Paul Krugman discussed it yesterday.

In an interview with Capitol New York, Representative Jerry Nadler came out in favor of the solution (Nadler has an above-average understanding of economics in our experience).

Josh Barro at Bloomberg is now endorsing it, and that's spread a huge conversation about it among DC journalists and policy folks on twitter.

Barro explains why it's the perfect "solution" to the debt ceiling fiasco:

Hitting the debt ceiling isn't an option. It's no way to run the country, and Republicans know that. So, a debt-ceiling increase shouldn't count as a "concession," and it's nutty for Obama to have to give substantive policy ground to get one.

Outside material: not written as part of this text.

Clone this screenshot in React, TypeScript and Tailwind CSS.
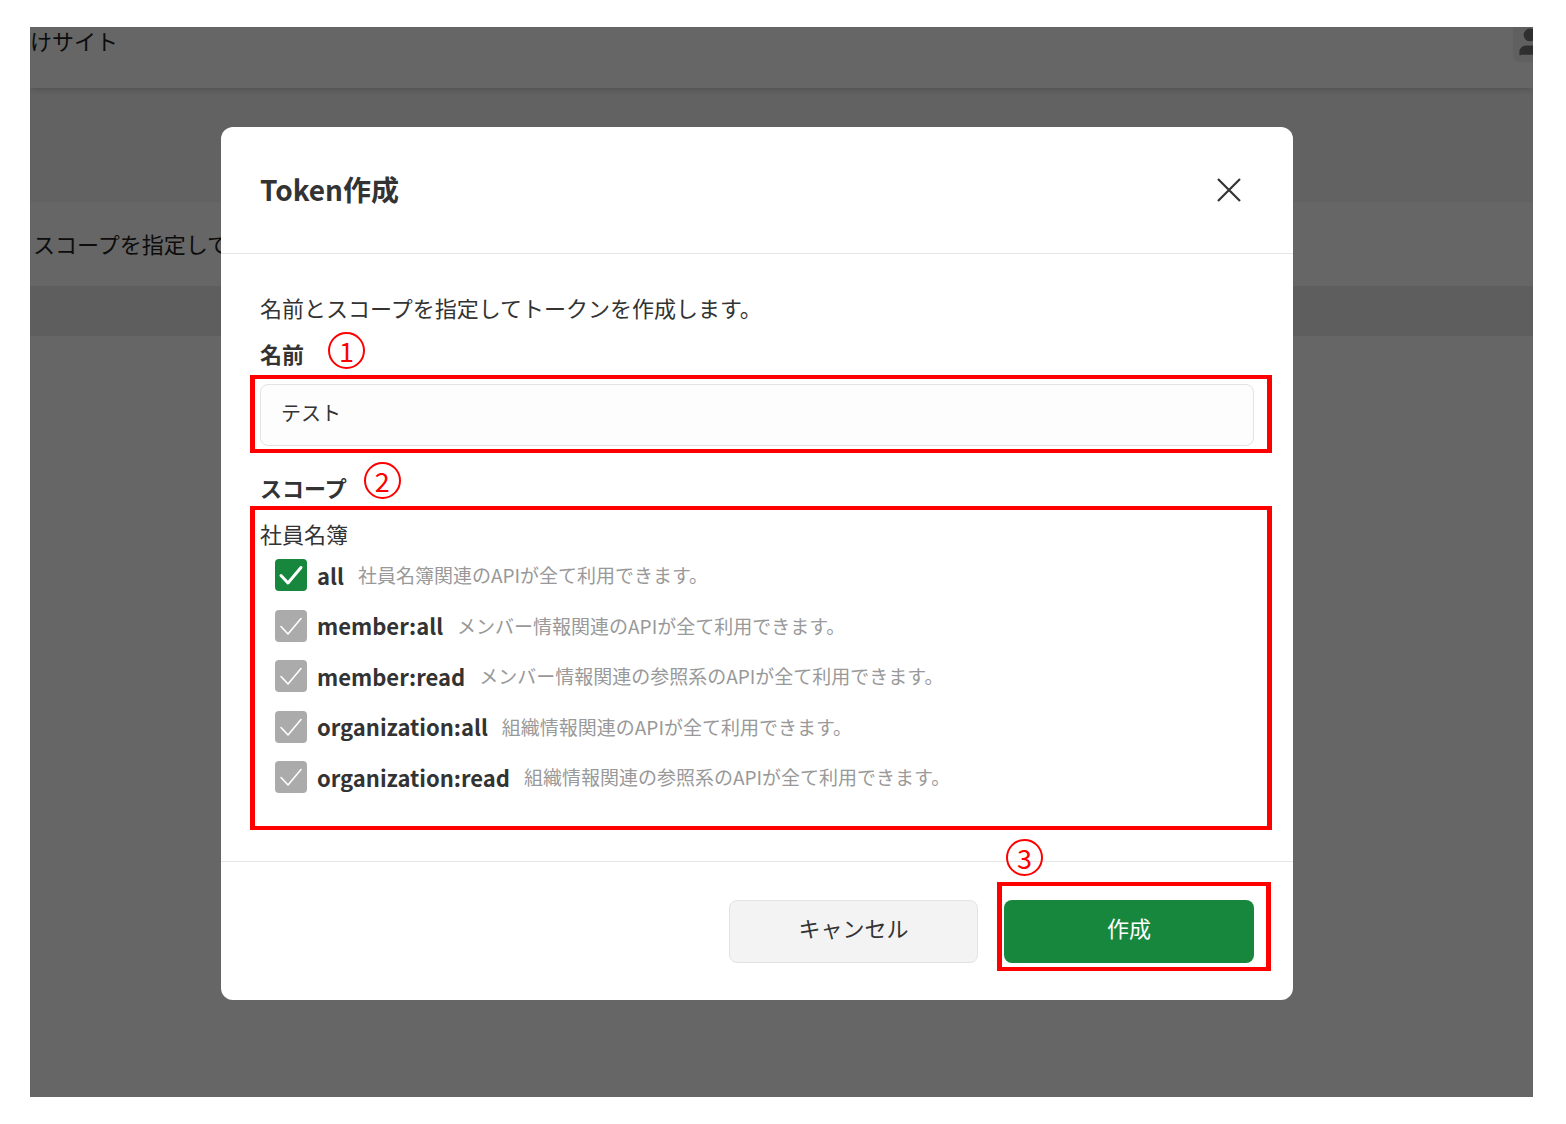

Monetizing deficits through direct presidential control of the currency, in lieu of borrowing, is also no way to run a country. It's silly, and it's perfectly legal. Agreeing not to do so is therefore the ideal "concession" for Obama to offer in return for Republicans agreeing to end the threat of a debt-default crisis.

This is basically the right way to think about it. Yes it's silly to think of funding yourself with a coin, but it's even sillier to think that defaulting might be a good idea, so you might as well do it.

One economics point must be addressed: Lots of people, when they hear the idea, say one of two things:

-This would cause massive inflation!

-Well if we did this, why not a $100 trillion dollar coin?

Neither of these are legitimate rejoinders.

This would not result in massive inflation, because we wouldn't have a gigantic injection of new money into "the system." That is only achievable through massive spending beyond which the economy can handle. But this loophole would in no way let the government spend beyond which Congress has allocated through the budget.

And the point about the $100 trillion coin misses the point as well. The current economic constraint is not what we can raise or spend, but rather a dumb law (the debt ceiling) that we would like to get around legally. A $1 trillion coin accomplishes this goal just as easily as a $100 trillion coin does. Remember, the constraint isn't money, the constraint is law.

So yes, this is very thrilling, and we hope Obama puts an end to this nonsense tomorrow by unveiling the coin.